Лермонтов участвует во всех боях и стычках. Не успел он вернуться в Грозную, как через день, 17 июля, уходит с частью отряда Галафеева в Северный Дагестан. Этот поход продлился до 2 августа. Потом, в октябре и ноябре, были дела при переправе за шалинским лесом через реку Аргун, у аула Алды, в гойтинском лесу и снова у реки Валерик. И во всех этих схватках поручик Лермонтов отличился.

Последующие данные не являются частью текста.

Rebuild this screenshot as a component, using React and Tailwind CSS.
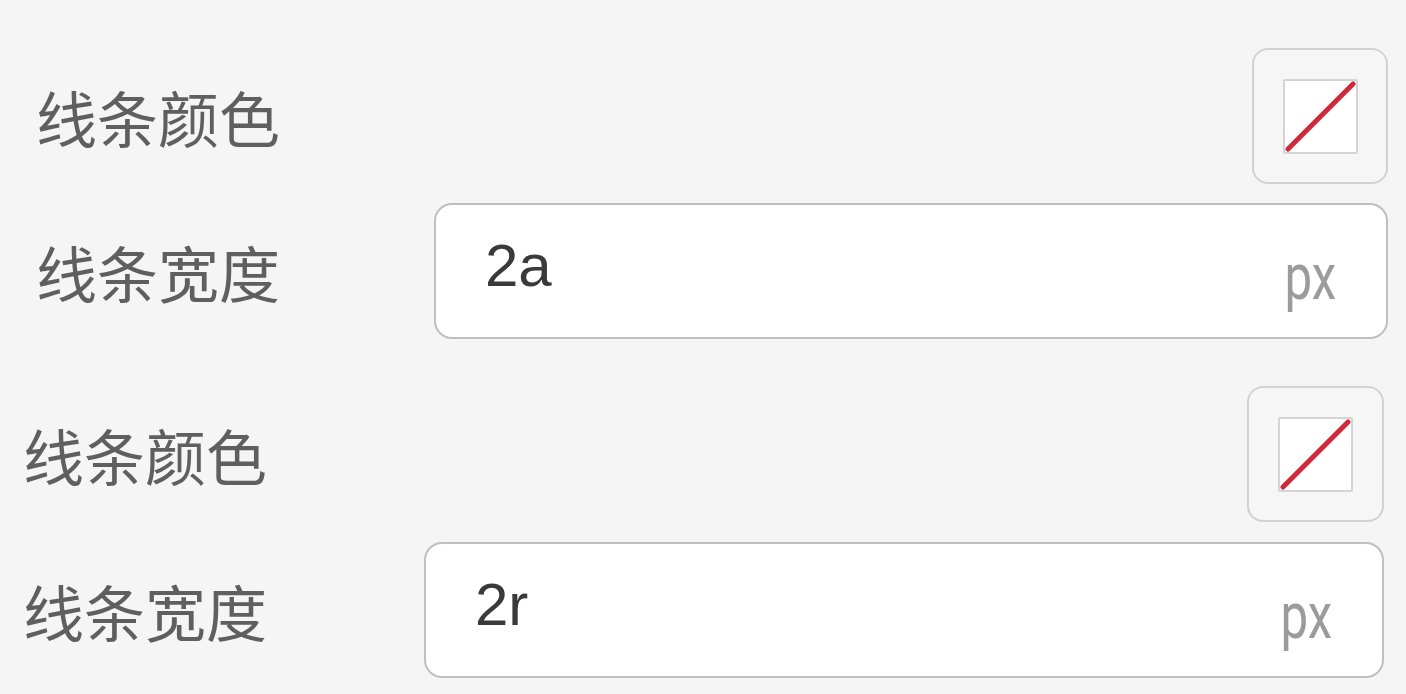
import React from "react";

const cjk = { fontFamily: '"Noto Sans CJK SC", "Noto Sans", sans-serif' };

function ColorBox({ size }) {
  return (
    <div className={`${size} shrink-0 rounded-[16px] border-2 border-[#d2d2d2] bg-[#f6f6f6] flex items-center justify-center`}>
      <div className="w-[75px] h-[75px] border-2 border-[#d4d4d4] bg-white rounded-[2px] relative">
        <svg className="absolute inset-0" width="71" height="71" viewBox="0 0 71 71">
          <line x1="3" y1="68" x2="68" y2="3" stroke="#cf2a3b" strokeWidth="5" strokeLinecap="round" />
        </svg>
      </div>
    </div>
  );
}

function WidthInput({ value, width }) {
  return (
    <div className={`${width} h-[136px] shrink-0 rounded-[18px] border-2 border-[#bfbfbf] bg-white flex items-center pl-[49px] pr-[50px]`}>
      <span
        className="text-[60px] leading-none text-[#3a3a3a] -mt-[10px]"
        style={{ fontFamily: '"Liberation Sans", Arial, sans-serif' }}
      >
        {value}
      </span>
      <span
        className="ml-auto text-[64px] leading-none text-[#9b9b9b] mt-[14px] scale-x-[0.77] origin-right inline-block"
        style={{ fontFamily: '"Roboto", "Liberation Sans", sans-serif' }}
      >
        px
      </span>
    </div>
  );
}

function Label({ children }) {
  return (
    <span className="text-[61px] leading-none text-[#5f5f5f]" style={cjk}>
      {children}
    </span>
  );
}

export default function App() {
  return (
    <div className="w-[1406px] h-[694px] bg-[#f5f5f5] overflow-hidden">
      <div className="pt-[48px] pl-[36px] pr-[18px] flex flex-col gap-[19px]">
        <div className="flex items-center justify-between h-[136px]">
          <Label>线条颜色</Label>
          <ColorBox size="w-[136px] h-[136px]" />
        </div>
        <div className="flex items-center justify-between h-[136px]">
          <Label>线条宽度</Label>
          <WidthInput value="2a" width="w-[954px]" />
        </div>
      </div>
      <div className="mt-[47px] pl-[23px] pr-[22px] flex flex-col gap-[20px]">
        <div className="flex items-center justify-between h-[136px]">
          <Label>线条颜色</Label>
          <ColorBox size="w-[137px] h-[136px]" />
        </div>
        <div className="flex items-center justify-between h-[136px]">
          <Label>线条宽度</Label>
          <WidthInput value="2r" width="w-[960px]" />
        </div>
      </div>
    </div>
  );
}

Командир 20-й дивизии генерал-лейтенант Аполлон Васильевич Галафеев за храбрость и мужество, проявленные Лермонтовым в бою 11 июля, представил его к ордену Святого Владимира с бантом, а позже на рапорте сделал помету: «Перевод в гвардию тем же чином и отданием старшинства». Вот слова командира из наградного списка: «…Когда раненый юнкер Дорохов был вынесен из фронта, я поручил его (Лермонтова) начальству команду, из охотников состоящую. Невозможно было сделать выбора удачнее: всюду поручик Лермонтов, везде первый подвергался выстрелам хищников и во всех делах оказывал самоотвержение и распорядительность выше всякой похвалы. 12 октября на фуражеровке за Шали, пользуясь плоскостью местоположения, бросился с горстью людей на превосходного числом неприятеля, и неоднократно отбивал его нападения на цепь наших стрелков и поражал неоднократно собственною рукою хищников. 15 октября он с командою первым прошёл Шалинский лес, обращая на себя все усилия хищников, покушавшихся препятствовать нашему движению, и занял позицию в расстоянии ружейного выстрела от опушки. При переправе через Аргун он действовал отлично против хищников и, пользуясь выстрелами наших орудий, внезапно кинулся на партию неприятеля, которая тотчас же ускакала в ближайший лес, оставив в руках наших два тела».